Earlier, in December 2015, at a discussion organised by Russia Today, he had emphatically asserted that the Western news “hegemony has to end”. He had also predicted that this hegemony would most likely be challenged by India. For here, the English media has a small but influential local audience, and could potentially seek a global footprint. “India will be the next media capital of the world” he had said at the event. (Listen to see what he said in this YouTube video here)

It is logical for him to think global, for domestic growth opportunities will be limited for English language media.

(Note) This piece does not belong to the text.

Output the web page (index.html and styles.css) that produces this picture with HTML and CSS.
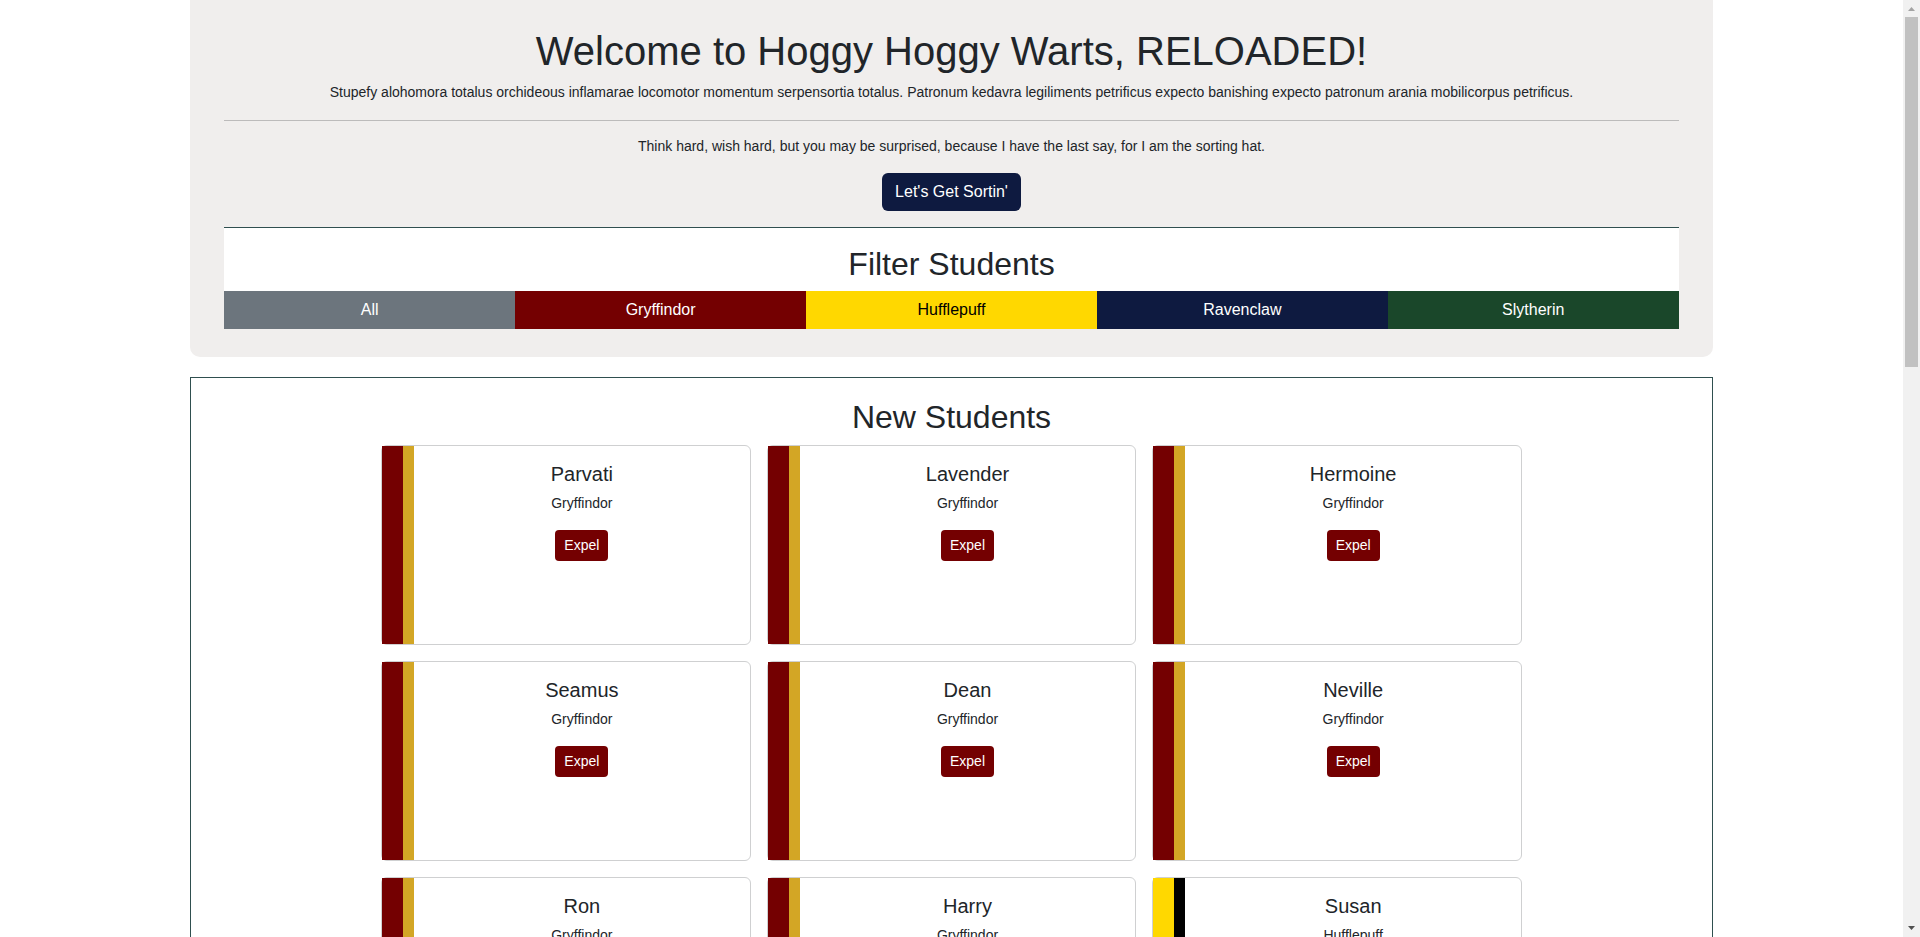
FILE: index.html
```html
<!DOCTYPE html>
<html lang="en">
<head>
  <meta charset="utf-8">
  <meta name="viewport" content="width=device-width, initial-scale=1">
  <title>Hoggy Hoggy Warts</title>
  <link rel="stylesheet" href="styles.css">
</head>
<body>
  <div class="viewport">
    <main class="page">
      <header class="hero">
        <h1 class="hero-title">Welcome to Hoggy Hoggy Warts, RELOADED!</h1>
        <p class="text">Stupefy alohomora totalus orchideous inflamarae locomotor momentum serpensortia totalus. Patronum kedavra legiliments petrificus expecto banishing expecto patronum arania mobilicorpus petrificus.</p>
        <hr class="divider">
        <p class="text">Think hard, wish hard, but you may be surprised, because I have the last say, for I am the sorting hat.</p>
        <button type="button" class="btn btn-sort">Let's Get Sortin'</button>
        <section class="filter">
          <h2 class="section-title">Filter Students</h2>
          <div class="filter-buttons">
            <button type="button" class="btn all">All</button>
            <button type="button" class="btn gryffindor">Gryffindor</button>
            <button type="button" class="btn hufflepuff">Hufflepuff</button>
            <button type="button" class="btn ravenclaw">Ravenclaw</button>
            <button type="button" class="btn slytherin">Slytherin</button>
          </div>
        </section>
      </header>

      <section class="students">
        <h2 class="section-title">New Students</h2>
        <div class="cards">
          <article class="card card-gryffindor">
            <div class="card-body"><h3 class="card-title">Parvati</h3><p class="text">Gryffindor</p><button type="button" class="btn-expel">Expel</button></div>
          </article>
          <article class="card card-gryffindor">
            <div class="card-body"><h3 class="card-title">Lavender</h3><p class="text">Gryffindor</p><button type="button" class="btn-expel">Expel</button></div>
          </article>
          <article class="card card-gryffindor">
            <div class="card-body"><h3 class="card-title">Hermoine</h3><p class="text">Gryffindor</p><button type="button" class="btn-expel">Expel</button></div>
          </article>
          <article class="card card-gryffindor">
            <div class="card-body"><h3 class="card-title">Seamus</h3><p class="text">Gryffindor</p><button type="button" class="btn-expel">Expel</button></div>
          </article>
          <article class="card card-gryffindor">
            <div class="card-body"><h3 class="card-title">Dean</h3><p class="text">Gryffindor</p><button type="button" class="btn-expel">Expel</button></div>
          </article>
          <article class="card card-gryffindor">
            <div class="card-body"><h3 class="card-title">Neville</h3><p class="text">Gryffindor</p><button type="button" class="btn-expel">Expel</button></div>
          </article>
          <article class="card card-gryffindor">
            <div class="card-body"><h3 class="card-title">Ron</h3><p class="text">Gryffindor</p><button type="button" class="btn-expel">Expel</button></div>
          </article>
          <article class="card card-gryffindor">
            <div class="card-body"><h3 class="card-title">Harry</h3><p class="text">Gryffindor</p><button type="button" class="btn-expel">Expel</button></div>
          </article>
          <article class="card card-hufflepuff">
            <div class="card-body"><h3 class="card-title">Susan</h3><p class="text">Hufflepuff</p><button type="button" class="btn-expel">Expel</button></div>
          </article>
        </div>
      </section>
    </main>
    <div class="scrollbar" aria-hidden="true">
      <svg class="arrow" viewBox="0 0 17 17"><path d="M5 11h7L8.500 7z" fill="#a3a3a3"/></svg>
      <div class="thumb"></div>
      <svg class="arrow arrow-down" viewBox="0 0 17 17"><path d="M5 6h7L8.500 10z" fill="#505050"/></svg>
    </div>
  </div>
</body>
</html>
```
FILE: styles.css
```css
*,
*::before {
  box-sizing: border-box;
}

body {
  margin: 0;
  background: #fff;
  color: #212529;
  font-family: "Liberation Sans", Arial, sans-serif;
  font-size: 14px;
  line-height: 18px;
}

.viewport {
  display: grid;
  grid-template-columns: 1fr 17px;
  height: 100vh;
}

.page {
  overflow-y: auto;
  scrollbar-width: none;
  padding: 0 10%;
}

.hero {
  padding: 27px 34px 28px;
  margin-bottom: 20px;
  border-radius: 0 0 10px 10px;
  background: #f0eeed;
  text-align: center;
}

.hero-title {
  margin: 0 0 8px;
  font-size: 40px;
  font-weight: 400;
  line-height: 48px;
}

.text {
  margin: 0 0 18px;
}

.divider {
  height: 1px;
  margin: 19px 0 16px;
  border: 0;
  background: #bcbbbb;
}

.section-title {
  margin: 0;
  padding: 17px 0 8px;
  font-size: 32px;
  font-weight: 400;
  line-height: 38px;
  text-align: center;
}

.btn {
  height: 38px;
  padding: 0 13px;
  border: 0;
  color: #fff;
  font-family: inherit;
  font-size: 16px;
  line-height: 24px;
  cursor: pointer;
}

.btn-sort {
  display: block;
  margin: 0 auto 16px;
  border-radius: 6px;
  background: #0e1a40;
}

.filter {
  border-top: 1px solid #2f4f4f;
  background: #fff;
}

.filter-buttons {
  display: flex;
}

.filter-buttons .btn {
  flex: 1;
}

.all {
  background: #6c757d;
}

.gryffindor {
  background: #740001;
}

.filter-buttons .hufflepuff {
  background: #ffd800;
  color: #000;
}

.ravenclaw {
  background: #0e1a40;
}

.slytherin {
  background: #1a472a;
}

.students {
  padding: 3px 16px 16px;
  border: 1px solid #2f4f4f;
}

.cards {
  display: grid;
  grid-template-columns: repeat(3, 1fr);
  gap: 16px;
  max-width: 1141px;
  margin: 1px auto 0;
}

.card {
  display: flex;
  min-height: 200px;
  border: 1px solid #cfd0d1;
  border-radius: 6px;
}

.card::before {
  content: "";
  width: 32px;
  border-right: 11px solid #d3a625;
  background: #740001;
}

.card-hufflepuff::before {
  border-right-color: #000;
  background: #ffd800;
}

.card-body {
  flex: 1;
  padding: 16px;
  text-align: center;
}

.card-title {
  margin: 0 0 8px;
  font-size: 20px;
  font-weight: 400;
  line-height: 24px;
}

.btn-expel {
  height: 31px;
  padding: 0 9px;
  border: 0;
  border-radius: 4px;
  background: #740001;
  color: #fff;
  font-family: inherit;
  font-size: 14px;
  line-height: 21px;
  cursor: pointer;
}

.scrollbar {
  display: flex;
  flex-direction: column;
  background: #f1f1f1;
}

.arrow {
  width: 17px;
  height: 17px;
}

.arrow-down {
  margin-top: auto;
}

.thumb {
  height: 350px;
  margin: 0 2px;
  background: #c1c1c1;
}
```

On the other hand, there is the other reality: despite high TRPs, English language channels have almost never made money. Going global means they will lose even more. Channels like Al Jazeera – funded by Qatar’s oil and gas money – have not been able to make a mark in the West, especially the US. After spending millions in recruiting top-notch journalists and programming, Al Jazeera America closed down in April this year.

If India has to challenge the global hegemony in English news, it needs large amounts of capital and not just Arnab Goswami.

The only player who can fund such a global venture is the government of India, and the best option for this would be a public-private channel, which is kept at arm’s length from the government, and yet managed efficiently and professionally, with high quality programming.